Material provided:

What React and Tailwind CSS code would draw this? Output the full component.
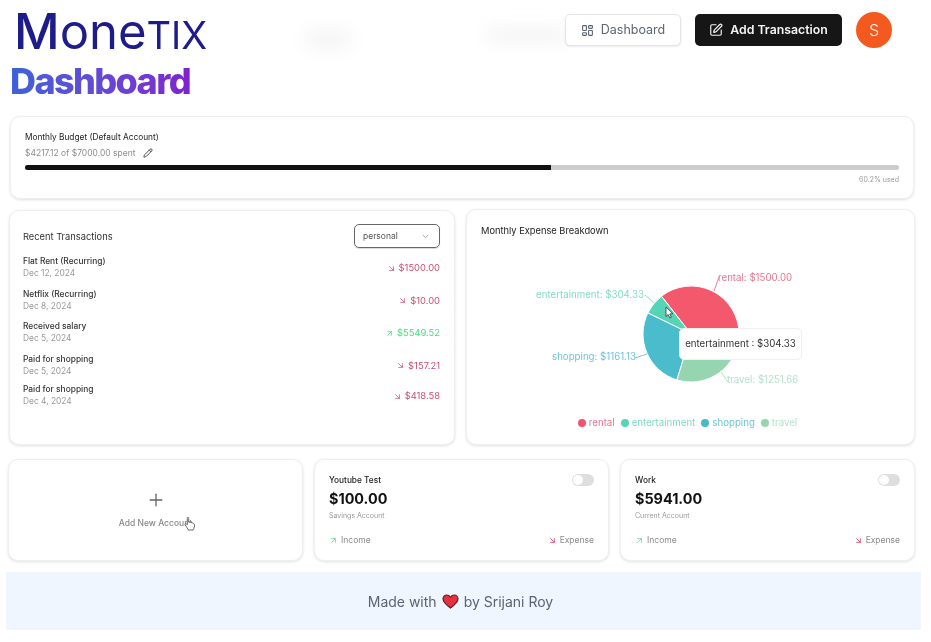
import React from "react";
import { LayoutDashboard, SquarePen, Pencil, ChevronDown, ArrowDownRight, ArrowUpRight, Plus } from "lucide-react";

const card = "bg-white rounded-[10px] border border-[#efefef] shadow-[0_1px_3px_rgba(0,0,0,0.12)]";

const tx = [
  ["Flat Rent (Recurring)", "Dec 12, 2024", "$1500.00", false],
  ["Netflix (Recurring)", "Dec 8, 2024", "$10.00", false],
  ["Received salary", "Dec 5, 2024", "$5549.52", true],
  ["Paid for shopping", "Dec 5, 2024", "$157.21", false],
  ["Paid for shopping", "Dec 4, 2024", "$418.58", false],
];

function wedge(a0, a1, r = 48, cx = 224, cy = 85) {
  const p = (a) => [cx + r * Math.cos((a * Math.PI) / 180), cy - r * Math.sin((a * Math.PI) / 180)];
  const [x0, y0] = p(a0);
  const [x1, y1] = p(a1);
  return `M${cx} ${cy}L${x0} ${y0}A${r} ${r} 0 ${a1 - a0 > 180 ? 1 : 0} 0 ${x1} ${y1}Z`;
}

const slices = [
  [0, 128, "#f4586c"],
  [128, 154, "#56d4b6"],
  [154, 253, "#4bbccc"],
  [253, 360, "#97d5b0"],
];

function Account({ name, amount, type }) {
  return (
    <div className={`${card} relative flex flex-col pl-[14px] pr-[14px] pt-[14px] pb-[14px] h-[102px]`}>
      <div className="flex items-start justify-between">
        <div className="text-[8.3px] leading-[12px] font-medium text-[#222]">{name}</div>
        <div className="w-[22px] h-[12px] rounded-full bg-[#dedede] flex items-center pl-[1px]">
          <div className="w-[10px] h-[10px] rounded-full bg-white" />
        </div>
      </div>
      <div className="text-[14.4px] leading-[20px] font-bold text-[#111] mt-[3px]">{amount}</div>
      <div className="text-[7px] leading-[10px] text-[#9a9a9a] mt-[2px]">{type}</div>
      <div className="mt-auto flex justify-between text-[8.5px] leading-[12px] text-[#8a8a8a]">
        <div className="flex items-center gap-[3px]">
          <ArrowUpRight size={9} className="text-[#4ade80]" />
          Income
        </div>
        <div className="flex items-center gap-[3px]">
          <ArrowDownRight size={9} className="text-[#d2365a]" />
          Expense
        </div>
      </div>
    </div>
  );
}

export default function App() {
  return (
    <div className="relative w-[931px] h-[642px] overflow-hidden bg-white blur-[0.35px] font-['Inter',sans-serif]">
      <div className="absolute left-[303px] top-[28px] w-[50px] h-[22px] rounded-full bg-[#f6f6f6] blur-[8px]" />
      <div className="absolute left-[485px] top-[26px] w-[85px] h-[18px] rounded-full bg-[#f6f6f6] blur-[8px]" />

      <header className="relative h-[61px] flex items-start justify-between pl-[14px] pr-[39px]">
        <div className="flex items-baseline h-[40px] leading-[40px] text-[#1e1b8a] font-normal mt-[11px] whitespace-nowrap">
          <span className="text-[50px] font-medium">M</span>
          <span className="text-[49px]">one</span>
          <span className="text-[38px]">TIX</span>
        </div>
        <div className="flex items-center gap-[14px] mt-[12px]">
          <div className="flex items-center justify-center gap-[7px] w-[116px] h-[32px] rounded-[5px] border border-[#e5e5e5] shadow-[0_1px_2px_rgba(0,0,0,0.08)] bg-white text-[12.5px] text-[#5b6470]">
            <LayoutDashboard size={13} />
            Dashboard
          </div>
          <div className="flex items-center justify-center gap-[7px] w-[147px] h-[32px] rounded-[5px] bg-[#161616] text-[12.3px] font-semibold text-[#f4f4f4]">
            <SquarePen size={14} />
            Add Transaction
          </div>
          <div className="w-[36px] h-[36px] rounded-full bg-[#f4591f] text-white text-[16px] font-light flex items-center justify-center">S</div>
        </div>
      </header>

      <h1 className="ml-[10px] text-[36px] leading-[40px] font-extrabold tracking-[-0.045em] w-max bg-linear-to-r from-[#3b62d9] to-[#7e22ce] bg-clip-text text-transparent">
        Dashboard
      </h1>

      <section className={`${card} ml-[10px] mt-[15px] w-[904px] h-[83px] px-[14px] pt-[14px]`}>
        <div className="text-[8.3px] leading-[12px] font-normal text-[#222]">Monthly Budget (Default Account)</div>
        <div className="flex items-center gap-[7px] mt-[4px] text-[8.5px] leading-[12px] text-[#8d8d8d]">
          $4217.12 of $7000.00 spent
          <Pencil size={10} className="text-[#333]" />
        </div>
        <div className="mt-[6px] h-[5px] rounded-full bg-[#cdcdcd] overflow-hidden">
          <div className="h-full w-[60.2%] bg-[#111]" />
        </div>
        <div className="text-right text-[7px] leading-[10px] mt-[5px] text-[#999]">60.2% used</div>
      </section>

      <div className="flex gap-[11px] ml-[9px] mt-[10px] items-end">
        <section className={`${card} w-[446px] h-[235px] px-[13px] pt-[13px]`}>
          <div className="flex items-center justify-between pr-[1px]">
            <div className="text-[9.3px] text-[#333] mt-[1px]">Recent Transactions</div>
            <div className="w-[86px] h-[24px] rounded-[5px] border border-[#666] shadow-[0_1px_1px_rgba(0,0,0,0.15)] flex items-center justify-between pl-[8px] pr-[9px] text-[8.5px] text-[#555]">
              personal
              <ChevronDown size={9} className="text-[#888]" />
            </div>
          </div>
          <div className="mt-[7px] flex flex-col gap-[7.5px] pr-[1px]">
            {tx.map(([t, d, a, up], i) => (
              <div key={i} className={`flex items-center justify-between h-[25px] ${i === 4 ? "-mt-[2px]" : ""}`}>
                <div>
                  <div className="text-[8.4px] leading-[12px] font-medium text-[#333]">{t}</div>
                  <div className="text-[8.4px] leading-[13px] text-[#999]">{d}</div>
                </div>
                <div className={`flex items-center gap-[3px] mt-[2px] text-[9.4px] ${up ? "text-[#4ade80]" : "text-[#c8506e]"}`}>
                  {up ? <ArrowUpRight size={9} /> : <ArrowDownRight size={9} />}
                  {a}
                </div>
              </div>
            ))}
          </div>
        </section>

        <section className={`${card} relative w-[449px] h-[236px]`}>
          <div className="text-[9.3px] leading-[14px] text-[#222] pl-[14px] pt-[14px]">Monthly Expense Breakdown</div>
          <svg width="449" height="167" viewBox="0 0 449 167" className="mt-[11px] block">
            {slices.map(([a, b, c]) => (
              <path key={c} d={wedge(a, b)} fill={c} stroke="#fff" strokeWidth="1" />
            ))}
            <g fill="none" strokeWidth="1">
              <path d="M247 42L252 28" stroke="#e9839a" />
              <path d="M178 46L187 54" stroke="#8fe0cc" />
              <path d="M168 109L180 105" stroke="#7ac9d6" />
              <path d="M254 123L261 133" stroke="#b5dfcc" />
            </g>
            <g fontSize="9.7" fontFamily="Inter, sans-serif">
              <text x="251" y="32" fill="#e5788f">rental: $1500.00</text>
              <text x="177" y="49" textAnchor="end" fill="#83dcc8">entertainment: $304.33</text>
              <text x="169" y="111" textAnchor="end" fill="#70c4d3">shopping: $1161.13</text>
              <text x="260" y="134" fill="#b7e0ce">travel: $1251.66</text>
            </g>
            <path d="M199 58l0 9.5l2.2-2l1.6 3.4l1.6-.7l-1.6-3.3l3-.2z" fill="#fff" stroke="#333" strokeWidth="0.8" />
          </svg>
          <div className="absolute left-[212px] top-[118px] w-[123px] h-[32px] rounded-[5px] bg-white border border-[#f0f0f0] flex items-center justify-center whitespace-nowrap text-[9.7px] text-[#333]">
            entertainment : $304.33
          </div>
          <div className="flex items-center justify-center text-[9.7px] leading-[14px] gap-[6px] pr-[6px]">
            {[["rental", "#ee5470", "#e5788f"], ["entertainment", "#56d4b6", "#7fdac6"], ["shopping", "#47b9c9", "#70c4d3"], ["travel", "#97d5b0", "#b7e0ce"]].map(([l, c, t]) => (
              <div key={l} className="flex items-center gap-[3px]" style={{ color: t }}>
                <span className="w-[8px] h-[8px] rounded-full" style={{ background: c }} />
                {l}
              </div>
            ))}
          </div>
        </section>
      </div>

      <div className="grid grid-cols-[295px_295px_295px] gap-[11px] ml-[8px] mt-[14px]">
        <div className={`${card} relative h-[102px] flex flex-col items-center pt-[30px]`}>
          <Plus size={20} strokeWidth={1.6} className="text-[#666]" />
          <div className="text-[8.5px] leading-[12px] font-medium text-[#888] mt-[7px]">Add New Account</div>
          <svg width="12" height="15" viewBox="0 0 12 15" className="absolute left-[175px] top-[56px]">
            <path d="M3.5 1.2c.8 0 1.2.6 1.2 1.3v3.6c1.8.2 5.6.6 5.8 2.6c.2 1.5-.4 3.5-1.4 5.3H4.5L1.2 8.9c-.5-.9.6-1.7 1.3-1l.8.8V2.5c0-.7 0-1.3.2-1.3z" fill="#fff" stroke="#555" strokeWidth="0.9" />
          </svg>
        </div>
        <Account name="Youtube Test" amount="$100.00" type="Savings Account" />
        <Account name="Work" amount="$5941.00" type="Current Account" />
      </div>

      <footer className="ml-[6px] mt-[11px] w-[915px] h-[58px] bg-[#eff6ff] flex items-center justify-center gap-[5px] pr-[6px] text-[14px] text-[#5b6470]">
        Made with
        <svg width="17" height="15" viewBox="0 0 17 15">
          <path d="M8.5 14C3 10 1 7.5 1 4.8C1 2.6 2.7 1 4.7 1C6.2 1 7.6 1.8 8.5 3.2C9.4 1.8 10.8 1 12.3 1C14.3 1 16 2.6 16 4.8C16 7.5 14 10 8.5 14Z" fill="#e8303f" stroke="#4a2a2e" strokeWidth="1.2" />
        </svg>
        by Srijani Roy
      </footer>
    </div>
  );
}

Stated goal: Transcribe the opening line of the listing above, please, and every line after it through the line with "rounded-[10px] border border-[#efefef]", word for word, without pictures.

Answer below:
What React and Tailwind CSS code would draw this? Output the full component.
import React from "react";
import { LayoutDashboard, SquarePen, Pencil, ChevronDown, ArrowDownRight, ArrowUpRight, Plus } from "lucide-react";

const card = "bg-white rounded-[10px] border border-[#efefef] shadow-[0_1px_3px_rgba(0,0,0,0.12)]";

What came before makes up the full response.